DIOS PREPARA A EZEQUIEL

“Luego me dijo: Hijo de hombre, ve y entra a la casa de Israel, y háblales con mis palabras” (Ez. 3:4).

Si Dios no hubiese preparado a Ezequiel, el chasco que recibió le habría sido demasiado fuerte para soportarlo. Ezequiel tuvo una llamada muy poderosa. Dios se le reveló al profeta y le dijo que tenía que hablar a una nación que no quería escuchar: “Pero la casa de Israel no te querrá oír; porque no quiere escucharme a Mí, pues toda la casa de Israel es de dura cerviz y obstinado corazón” (v. 7). Dios le preparó haciéndole más fuerte que ellos:“He aquí Yo endurezco tu rostro contra los rostros de ellos, y endurezco tu frente contra sus frentes” (v.8).

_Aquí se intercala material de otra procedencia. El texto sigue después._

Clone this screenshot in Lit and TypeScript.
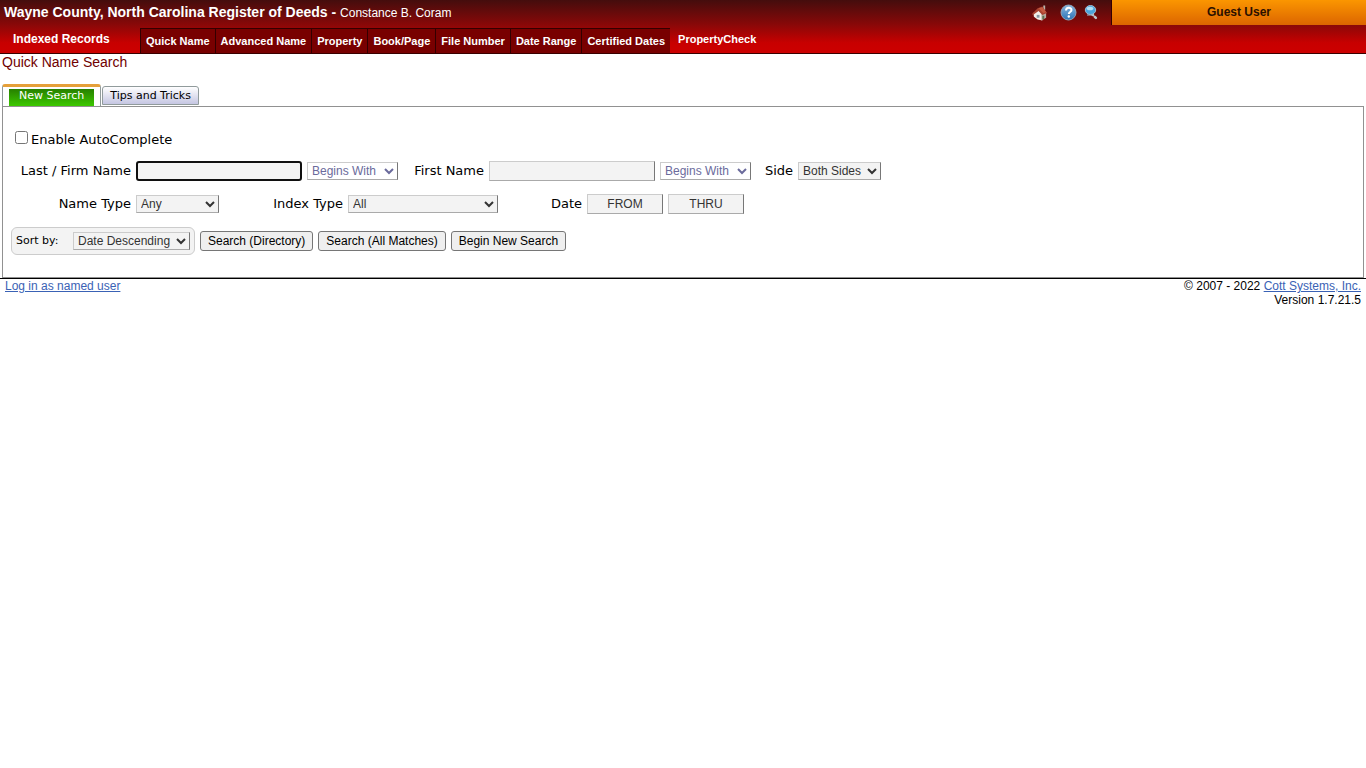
import { LitElement, html, css } from "lit";
import { customElement, query } from "lit/decorators.js";

const NAV = ["Quick Name", "Advanced Name", "Property", "Book/Page", "File Number", "Date Range", "Certified Dates"];

@customElement("app-root")
export class AppRoot extends LitElement {
  @query("#last") lastName!: HTMLInputElement;

  static styles = css`
    :host { display: block; font: 12px/14px "Liberation Sans", Arial, sans-serif; color: #000; background: #fff; }
    * { box-sizing: border-box; }
    a { color: #3a62b5; }
    header { display: flex; height: 54px; border-bottom: 1px solid #3a0000; color: #fff;
      background: linear-gradient(#440d0d 0, #8a0808 25px, #c80000 43px, #cc0000 100%); }
    .main { flex: 1; }
    .top { display: flex; height: 28px; padding: 4px 12px 0 4px; justify-content: space-between; }
    h1 { margin: 0; font-size: 14px; line-height: 17px; }
    h1 span { font-size: 12px; font-weight: normal; }
    .icons { display: flex; align-items: flex-start; }
    .icons a { display: block; height: 18px; }
    .icons a + a { margin-left: 12px; }
    .icons a + a + a { margin-left: 7px; }
    .icons svg { display: block; }
    .bar { display: flex; height: 25px; }
    .section { width: 140px; padding: 4px 0 0 13px; font-weight: bold; }
    nav { display: flex; font-size: 11px; font-weight: bold; }
    nav a { color: #fff; text-decoration: none; }
    .item { padding: 5px 5px 0; border-top: 1px solid #300; border-left: 1px solid #300; background: #780000; }
    .plain { padding: 4px 8px 0; }
    .user { width: 254px; height: 25px; padding-top: 5px; text-align: center; font-weight: bold; color: #2b1000;
      background: linear-gradient(#fb9600, #dc6500); box-shadow: -1px 0 #300; }
    h2 { margin: 0; padding: 0 2px; font-size: 14px; line-height: 17px; font-weight: normal; color: #700000; }
    .tabs { display: flex; align-items: flex-end; height: 22px; margin: 13px 2px 0; gap: 1px; }
    .tab { font: 11px/14px "DejaVu Sans", Verdana, sans-serif; margin: 0; border: 1px solid #919b9c; }
    .active { height: 22px; padding: 2px 6px 1px; background: #fff; border-top: 3px solid #e5a03a; border-bottom: 0; border-radius: 3px 3px 0 0; }
    .active span { display: block; height: 17px; padding: 0 10px; color: #fff; background: linear-gradient(#278000, #3cc800); }
    .other { height: 19px; margin-bottom: 1px; padding: 1px 7px; color: #000; border-radius: 3px 3px 0 0; background: linear-gradient(#fff, #c5c6e2); }
    form { margin: 0 2px; padding: 24px 8px 22px; border: 1px solid #919191; font: 13px/16px "DejaVu Sans", Verdana, sans-serif; }
    .row { display: flex; align-items: center; gap: 5px; }
    .check { gap: 3px; padding-left: 4px; height: 18px; }
    .check input { width: 13px; height: 13px; margin: 0 0 6px; }
    .names { height: 20px; margin-top: 12px; }
    .types { height: 20px; margin-top: 13px; }
    .actions { height: 28px; margin-top: 13px; }
    .l, .i, .m, .n, .s { text-align: right; white-space: nowrap; }
    .l { width: 120px; }
    .i { width: 119px; }
    .m { width: 81px; }
    .n { width: 79px; }
    .s { width: 37px; }
    select, .text, .actions button { font: 12px/14px "Liberation Sans", Arial, sans-serif; margin: 0; }
    .text, select { color: #333; background-color: #f3f3f3; border: 1px solid #ccc; border-right-color: #777; border-bottom-color: #aaa; border-radius: 0; }
    .text { width: 166px; height: 20px; padding: 1px 2px; }
    .text:focus { border: 2px solid #101010; border-radius: 3px; outline: none; caret-color: transparent; }
    select { height: 18px; padding: 0; }
    .match { width: 91px; color: #6b6b9c; background-color: #fff; }
    .type { width: 83px; }
    .index { width: 150px; }
    .sorting { width: 117px; }
    .text.date { width: 76px; text-align: center; }
    .date::placeholder { color: #333; }
    .sort { display: flex; align-items: center; justify-content: space-between; width: 184px; height: 28px; padding: 0 4px;
      border: 1px solid #ccc; border-radius: 6px; background: #f3f3f3; font-size: 11px; }
    .actions button { height: 20px; padding: 0 7px; color: #000; background: #efefef; border: 1px solid #767676; border-radius: 3px; }
    footer { display: flex; justify-content: space-between; padding: 0 5px; border-top: 1px solid #000; }
    .right { text-align: right; }
  `;

  firstUpdated() {
    this.lastName.focus();
  }

  render() {
    return html`
      <header>
        <div class="main">
          <div class="top">
            <h1>Wayne County, North Carolina Register of Deeds - <span>Constance B. Coram</span></h1>
            <div class="icons">
              <a href="#" aria-label="Home"><svg width="16" height="18" viewBox="0 0 17 18">
                <path d="M12 1h2v5h-2z" fill="#b9b1a8" />
                <path d="M1.500 9l5.500-3 4 4v7l-5-1-4-3z" fill="#f2eee8" />
                <path d="M10 10l5-2v6l-5 3z" fill="#b8aca2" />
                <path d="M6 4l5-2 5 7-5 2-4-4-6 4-1-1z" fill="#a94331" />
                <path d="M7 4l4-1 4 5-3 1z" fill="#c45b42" />
                <path d="M5 11h3v3H5z" fill="#8497a3" /><path d="M11 12h2v3l-2 1z" fill="#5b7350" />
              </svg></a>
              <a href="#" aria-label="Help"><svg width="17" height="18" viewBox="0 0 17 18">
                <defs><linearGradient id="hg" x2="0" y2="1"><stop stop-color="#86b5df" /><stop offset="1" stop-color="#2d74b6" /></linearGradient></defs>
                <circle cx="8.5" cy="8.5" r="7.5" fill="url(#hg)" stroke="#8fa5b8" />
                <path d="M6 6.500c0-3.500 5.500-3.500 5.500-.5 0 2-2.700 2-2.700 4" fill="none" stroke="#fff" stroke-width="2" />
                <circle cx="8.800" cy="12.500" r="1.200" fill="#fff" />
              </svg></a>
              <a href="#" aria-label="Search"><svg width="16" height="18" viewBox="0 0 16 18">
                <path d="M8 10l5 5" stroke="#bfc5ca" stroke-width="2.500" stroke-linecap="round" stroke-dasharray="1.500 2.500" />
                <ellipse cx="6.500" cy="6" rx="5.200" ry="4.500" fill="#4ba5dc" stroke="#9ebbd0" />
                <ellipse cx="6" cy="4.500" rx="3.400" ry="1.800" fill="#b5e2f7" />
                <path d="M3 11h6" stroke="#9ebbd0" />
              </svg></a>
            </div>
          </div>
          <div class="bar">
            <div class="section">Indexed Records</div>
            <nav>${NAV.map((n) => html`<a class="item" href="#">${n}</a>`)}<a class="plain" href="#">PropertyCheck</a></nav>
          </div>
        </div>
        <div class="user">Guest User</div>
      </header>
      <h2>Quick Name Search</h2>
      <div class="tabs">
        <button class="tab active" type="button"><span>New Search</span></button>
        <button class="tab other" type="button">Tips and Tricks</button>
      </div>
      <form @submit=${(e: Event) => e.preventDefault()}>
        <div class="row check"><input type="checkbox" id="auto" /><label for="auto">Enable AutoComplete</label></div>
        <div class="row names">
          <label class="l" for="last">Last / Firm Name</label>
          <input class="text" id="last" type="text" />
          <select class="match" aria-label="Last name match"><option>Begins With</option></select>
          <label class="m" for="first">First Name</label>
          <input class="text" id="first" type="text" />
          <select class="match" aria-label="First name match"><option>Begins With</option></select>
          <label class="s" for="side">Side</label>
          <select class="type" id="side"><option>Both Sides</option></select>
        </div>
        <div class="row types">
          <label class="l" for="type">Name Type</label>
          <select class="type" id="type"><option>Any</option></select>
          <label class="i" for="index">Index Type</label>
          <select class="index" id="index"><option>All</option></select>
          <label class="n" for="from">Date</label>
          <input class="text date" id="from" type="text" placeholder="FROM" />
          <input class="text date" type="text" placeholder="THRU" aria-label="Date through" />
        </div>
        <div class="row actions">
          <div class="sort"><label for="sort">Sort by:</label><select class="sorting" id="sort"><option>Date Descending</option></select></div>
          <button type="submit">Search (Directory)</button>
          <button type="submit">Search (All Matches)</button>
          <button type="reset">Begin New Search</button>
        </div>
      </form>
      <footer>
        <div><a href="#">Log in as named user</a></div>
        <div class="right">© 2007 - 2022 <a href="#">Cott Systems, Inc.</a><br />Version 1.7.21.5</div>
      </footer>
    `;
  }
}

El Señor le mandó a Ezequiel recibir su palabra, a no ser cómo ellos: “Hijo de hombre, recibe en tu corazón todas las palabras que te digo, y escúchalas con tus oídos” (v. 10). Él tenía que hacer lo que Israel no quiso hacer. El profeta tiene que recibir la palabra de Dios en su corazón antes de transmitirla. Tiene que hablar, escuchen o no los israelitas. De la misma manera, Dios nos tiene que hacer fuertes si nos manda a gente muy endurecida, para que su rechazo de la palabra no nos derrumbe. Hemos de hablar, si escuchan o no.

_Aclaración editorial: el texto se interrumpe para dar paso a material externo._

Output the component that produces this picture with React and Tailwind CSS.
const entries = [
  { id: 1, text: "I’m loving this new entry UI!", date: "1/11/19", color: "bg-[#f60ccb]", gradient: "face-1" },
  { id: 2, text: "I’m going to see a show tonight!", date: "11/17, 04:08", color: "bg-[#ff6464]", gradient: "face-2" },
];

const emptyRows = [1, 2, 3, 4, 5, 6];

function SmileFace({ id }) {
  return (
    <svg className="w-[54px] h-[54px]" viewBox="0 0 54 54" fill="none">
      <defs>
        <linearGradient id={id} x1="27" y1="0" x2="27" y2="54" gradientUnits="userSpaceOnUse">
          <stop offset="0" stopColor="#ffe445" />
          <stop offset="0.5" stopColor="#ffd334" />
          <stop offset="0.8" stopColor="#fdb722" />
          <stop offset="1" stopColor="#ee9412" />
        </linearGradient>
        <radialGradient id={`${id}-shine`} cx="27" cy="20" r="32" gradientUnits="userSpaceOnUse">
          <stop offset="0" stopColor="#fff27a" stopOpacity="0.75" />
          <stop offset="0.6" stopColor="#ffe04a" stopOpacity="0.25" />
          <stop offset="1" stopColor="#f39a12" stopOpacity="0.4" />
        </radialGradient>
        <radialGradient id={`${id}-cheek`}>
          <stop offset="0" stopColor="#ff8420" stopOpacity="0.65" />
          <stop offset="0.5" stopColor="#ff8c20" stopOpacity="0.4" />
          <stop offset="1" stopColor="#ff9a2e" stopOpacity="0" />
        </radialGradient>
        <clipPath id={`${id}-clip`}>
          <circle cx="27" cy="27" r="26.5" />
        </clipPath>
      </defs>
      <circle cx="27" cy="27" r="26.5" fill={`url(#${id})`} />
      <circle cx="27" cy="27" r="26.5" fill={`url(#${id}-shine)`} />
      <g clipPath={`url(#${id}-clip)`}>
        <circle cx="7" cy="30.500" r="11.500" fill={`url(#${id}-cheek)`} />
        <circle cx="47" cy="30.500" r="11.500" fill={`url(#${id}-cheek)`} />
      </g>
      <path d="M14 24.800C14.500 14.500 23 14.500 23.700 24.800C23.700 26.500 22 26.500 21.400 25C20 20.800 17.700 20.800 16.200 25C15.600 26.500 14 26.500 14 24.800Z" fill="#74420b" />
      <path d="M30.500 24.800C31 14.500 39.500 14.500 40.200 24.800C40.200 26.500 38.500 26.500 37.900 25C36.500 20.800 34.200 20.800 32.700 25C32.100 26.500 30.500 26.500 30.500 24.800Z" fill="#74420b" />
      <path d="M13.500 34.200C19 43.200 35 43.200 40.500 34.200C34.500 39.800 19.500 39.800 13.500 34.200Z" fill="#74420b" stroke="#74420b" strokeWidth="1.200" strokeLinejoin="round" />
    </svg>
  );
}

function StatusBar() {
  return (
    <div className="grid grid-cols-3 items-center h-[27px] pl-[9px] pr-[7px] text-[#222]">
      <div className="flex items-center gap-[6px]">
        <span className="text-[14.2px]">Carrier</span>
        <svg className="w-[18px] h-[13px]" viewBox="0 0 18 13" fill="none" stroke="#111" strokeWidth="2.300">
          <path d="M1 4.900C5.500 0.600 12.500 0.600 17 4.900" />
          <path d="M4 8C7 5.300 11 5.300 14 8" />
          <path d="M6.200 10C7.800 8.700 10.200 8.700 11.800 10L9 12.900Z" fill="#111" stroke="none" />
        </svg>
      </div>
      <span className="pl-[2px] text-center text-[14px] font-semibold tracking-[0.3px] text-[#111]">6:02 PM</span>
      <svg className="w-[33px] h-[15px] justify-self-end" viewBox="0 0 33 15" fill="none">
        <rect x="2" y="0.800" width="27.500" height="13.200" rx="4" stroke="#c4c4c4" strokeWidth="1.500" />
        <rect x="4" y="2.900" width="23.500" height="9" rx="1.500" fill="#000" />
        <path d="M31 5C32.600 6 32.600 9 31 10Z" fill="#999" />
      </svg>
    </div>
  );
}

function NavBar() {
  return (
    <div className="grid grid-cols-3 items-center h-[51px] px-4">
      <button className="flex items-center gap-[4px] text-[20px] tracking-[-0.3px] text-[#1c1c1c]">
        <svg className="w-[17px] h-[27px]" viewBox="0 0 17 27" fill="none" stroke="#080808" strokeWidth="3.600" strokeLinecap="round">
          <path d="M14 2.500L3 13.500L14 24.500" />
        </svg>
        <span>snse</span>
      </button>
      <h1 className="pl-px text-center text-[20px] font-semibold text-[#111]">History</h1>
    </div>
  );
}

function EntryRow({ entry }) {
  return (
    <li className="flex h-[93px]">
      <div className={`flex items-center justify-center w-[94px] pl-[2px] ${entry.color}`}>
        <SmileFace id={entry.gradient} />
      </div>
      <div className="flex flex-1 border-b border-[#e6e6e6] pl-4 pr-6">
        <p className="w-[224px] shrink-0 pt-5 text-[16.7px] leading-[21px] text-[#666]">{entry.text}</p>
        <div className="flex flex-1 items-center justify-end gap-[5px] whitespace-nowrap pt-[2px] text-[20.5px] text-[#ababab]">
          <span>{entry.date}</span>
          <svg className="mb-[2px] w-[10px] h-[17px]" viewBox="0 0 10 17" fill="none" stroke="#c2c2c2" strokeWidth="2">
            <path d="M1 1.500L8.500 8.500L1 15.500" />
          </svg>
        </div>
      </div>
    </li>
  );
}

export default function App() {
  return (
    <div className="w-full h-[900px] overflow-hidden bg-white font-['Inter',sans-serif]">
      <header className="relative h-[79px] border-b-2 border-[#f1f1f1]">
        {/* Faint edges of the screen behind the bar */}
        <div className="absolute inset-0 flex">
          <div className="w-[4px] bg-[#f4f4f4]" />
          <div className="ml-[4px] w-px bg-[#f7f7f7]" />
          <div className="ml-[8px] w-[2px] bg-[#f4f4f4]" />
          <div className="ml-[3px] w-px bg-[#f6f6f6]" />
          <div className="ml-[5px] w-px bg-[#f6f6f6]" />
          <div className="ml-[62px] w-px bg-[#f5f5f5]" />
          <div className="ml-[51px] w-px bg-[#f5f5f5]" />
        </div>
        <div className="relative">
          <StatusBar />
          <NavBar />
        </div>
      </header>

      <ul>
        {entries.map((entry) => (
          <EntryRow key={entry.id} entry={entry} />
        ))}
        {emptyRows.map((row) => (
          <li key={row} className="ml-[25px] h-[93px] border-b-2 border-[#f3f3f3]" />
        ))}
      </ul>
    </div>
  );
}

Este fue el mensaje de Dios que concluyó la experiencia abrumadora del profeta con Él. Entones la presencia de Dios se fue tan dramáticamente como había venido (1:4), con el revuelo de las alas de los seres vivientes y el sonido de un estruendo tumultuoso, cuando la gloria de Jehová se levantó. La experiencia le dejó atónito, sin poder moverse durante siete días. Al final de este tiempo el Señor tuvo otro mensaje para el profeta para infundirle aún más temor a Dios, para que hablase aunque no tuviese ganas de hacerlo. Le dijo que si no avisara, ¡le tendría responsable por la persona que perece! Le ha llamado para ser su atalaya. Dios le hizo fuerte para la tarea y le infundió un santo temor a su Nombre para que fuese fiel a su cometido. Estas palabras estarían con él toda la vida para motivarle en su ministerio: “Cuando Yo diga al impío: De cierto morirás; y tú no se lo anticipes ni lo amonestes, para que el impío se perciba de su mal camino a fin de que viva, el impío morirá por su maldad, pero Yo demandaré su sangre de su mano” (3:18).

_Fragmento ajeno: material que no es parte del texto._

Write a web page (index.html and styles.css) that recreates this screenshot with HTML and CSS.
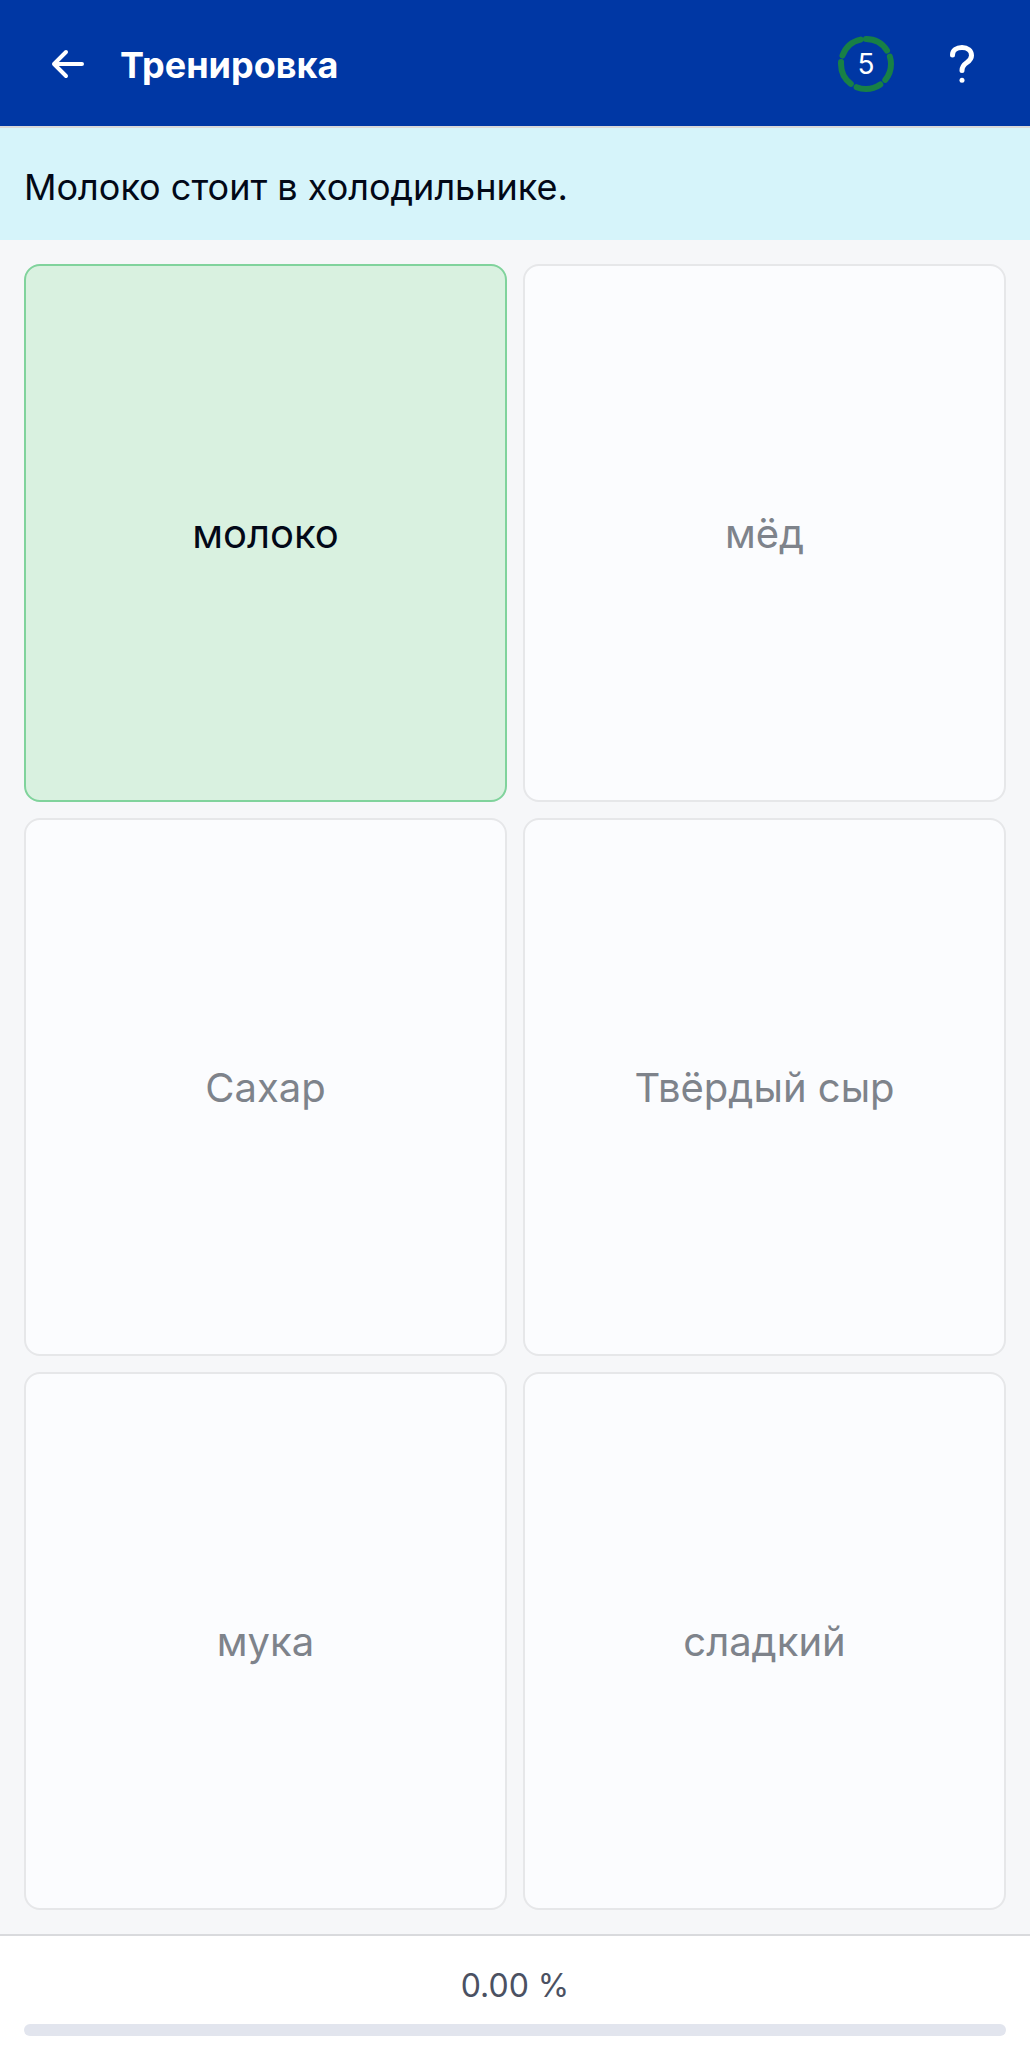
FILE: index.html
```html
<!DOCTYPE html>
<html lang="ru">
<head>
  <meta charset="utf-8">
  <meta name="viewport" content="width=device-width, initial-scale=1">
  <title>Тренировка</title>
  <link rel="stylesheet" href="styles.css">
</head>
<body>
  <header class="topbar">
    <button class="icon-button" type="button" aria-label="Назад">
      <svg width="48" height="48" viewBox="0 0 48 48" fill="none" stroke="currentColor" stroke-width="4" stroke-linecap="round" stroke-linejoin="round" aria-hidden="true">
        <path d="M38 24H10M22 12L10 24l12 12"/>
      </svg>
    </button>
    <h1 class="title">Тренировка</h1>
    <div class="counter">
      <svg class="counter-ring" width="56" height="56" viewBox="0 0 56 56" aria-hidden="true">
        <circle cx="28" cy="28" r="25" fill="none" stroke="currentColor" stroke-width="6" stroke-linecap="round" stroke-dasharray="24.8 6.616" transform="rotate(-90 28 28)"/>
      </svg>
      <span class="counter-value">5</span>
    </div>
    <button class="icon-button" type="button" aria-label="Помощь">
      <svg width="48" height="48" viewBox="0 0 48 48" fill="none" aria-hidden="true">
        <path d="M14.5 15C14.5 10.500 18.500 7.500 24 7.500C29.500 7.500 33.500 10.500 33.500 15.500C33.500 23.500 24 21.500 24 30.500" stroke="currentColor" stroke-width="5" stroke-linecap="round" stroke-linejoin="round"/>
        <circle cx="24" cy="40.300" r="2.500" fill="currentColor"/>
      </svg>
    </button>
  </header>

  <p class="prompt">Молоко стоит в холодильнике.</p>

  <main class="answers">
    <button class="card card-correct" type="button">молоко</button>
    <button class="card" type="button">мёд</button>
    <button class="card" type="button">Сахар</button>
    <button class="card" type="button">Твёрдый сыр</button>
    <button class="card" type="button">мука</button>
    <button class="card" type="button">сладкий</button>
  </main>

  <footer class="progress">
    <span class="progress-label" id="progress-label">0.00 %</span>
    <div class="progress-track" role="progressbar" aria-labelledby="progress-label" aria-valuemin="0" aria-valuemax="100" aria-valuenow="0"></div>
  </footer>
</body>
</html>
```
FILE: styles.css
```css
*,
*::before,
*::after {
  box-sizing: border-box;
}

body {
  display: flex;
  flex-direction: column;
  min-height: 100vh;
  margin: 0;
  background: #f6f7f9;
  color: #020817;
  font-family: Inter, "Liberation Sans", sans-serif;
}

button {
  padding: 0;
  font: inherit;
  cursor: pointer;
}

.topbar {
  display: flex;
  align-items: center;
  min-height: 128px;
  padding: 2px 28px 0;
  border-bottom: 2px solid #d9d9d9;
  background: #0037a4;
  color: #fff;
}

.icon-button {
  display: grid;
  place-items: center;
  width: 80px;
  height: 80px;
  border: 0;
  background: none;
  color: inherit;
}

.title {
  flex: 1;
  margin: 0 0 0 12px;
  padding-top: 2px;
  font-size: 36px;
  font-weight: 700;
  line-height: 56px;
}

.counter {
  display: grid;
  place-items: center;
  margin-right: 28px;
}

.counter-ring,
.counter-value {
  grid-area: 1 / 1;
}

.counter-ring {
  color: #188046;
}

.counter-value {
  font-size: 28px;
  line-height: 40px;
}

.prompt {
  margin: 0;
  padding: 32px 24px 26px;
  background: #d6f4fa;
  font-size: 36px;
  line-height: 54px;
}

.answers {
  flex: 1;
  display: grid;
  grid-template-columns: repeat(2, 1fr);
  grid-auto-rows: 1fr;
  gap: 16px;
  padding: 24px;
}

.card {
  min-height: 120px;
  padding-top: 2px;
  border: 2px solid #e6e7e9;
  border-radius: 16px;
  background: #fbfcfe;
  color: #7e838b;
  font-size: 40px;
  line-height: 56px;
}

.card-correct {
  border-color: #80d39c;
  background: #d9f1e0;
  color: #020817;
}

.progress {
  display: flex;
  flex-direction: column;
  gap: 14px;
  padding: 26px 24px 24px;
  border-top: 2px solid #d9dadd;
  background: #fff;
  text-align: center;
}

.progress-label {
  color: #4b5162;
  font-size: 32px;
  line-height: 48px;
}

.progress-track {
  height: 12px;
  border-radius: 6px;
  background: #e2e5ee;
}
```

La que escribe llegó a conocer al Señor por un hombre que tuvo una llamada parecida a la del profeta. Dios le habló por el mismo pasaje. Este temor de no advertir a las personas quedó con él toda la vida. Yo le conocí vente años después y todavía predicaba a todo el mundo, al cajero del banco, al cartero, a la gente de su iglesia, a los niños del barrio, en los comercios, en las casas, a los amigos de los amigos, ¡incluso a los gangsters en el bar! Vivía en Chicago en los años cincuenta. Era alto y fuerte, con un vozarrón, y no tenía temor a nadie, porque tenía mucho temor a Dios. Si tuvo que confrontar o corregir, lo hacía. Pero amaba más que nadie. El amor por la gente salía de su enorme sonrisa y los niños respondían. Me acuerdo del día cuando confrontó a mi abuelo, un hombre erudito que apenas creía que Dios existía. Arturo le dijo: “Yo le he escuchado a usted durante mucho rato, y ahora tengo algo que le quiero decir”, y le predicó el evangelio. Mi abuelo era casi sordo del todo, pero escuchó bien aquella potente voz.

Dios tuvo mucho interés en que su pueblo fuese advertido. Eran tozudos, duros de oído, obstinados y determinados que iban a pecar todo lo que querían y más, pero Dios no quiso dejarles en su error. En su amor y compasión mandó a su profeta para avisarles. Le dijo: “Pero si tú amonestas al impío, y él no se convierte de su impiedad y de su mal camino, él morirá por su maldad, pero tú habrás librado tu alma” (v. 19). Con esta motivación, ¿quién no va a predicar el evangelio? ¡Pues muchos de nosotros!, porque tenemos más temor al hombre que a Dios. Pensamos en el “¿Qué dirán?”. Nos da mucho corte. No queremos ofender a nadie. Si vamos, y responden favorablemente, tenemos mucho gozo. Dios todavía está salvando almas y te quiere usar.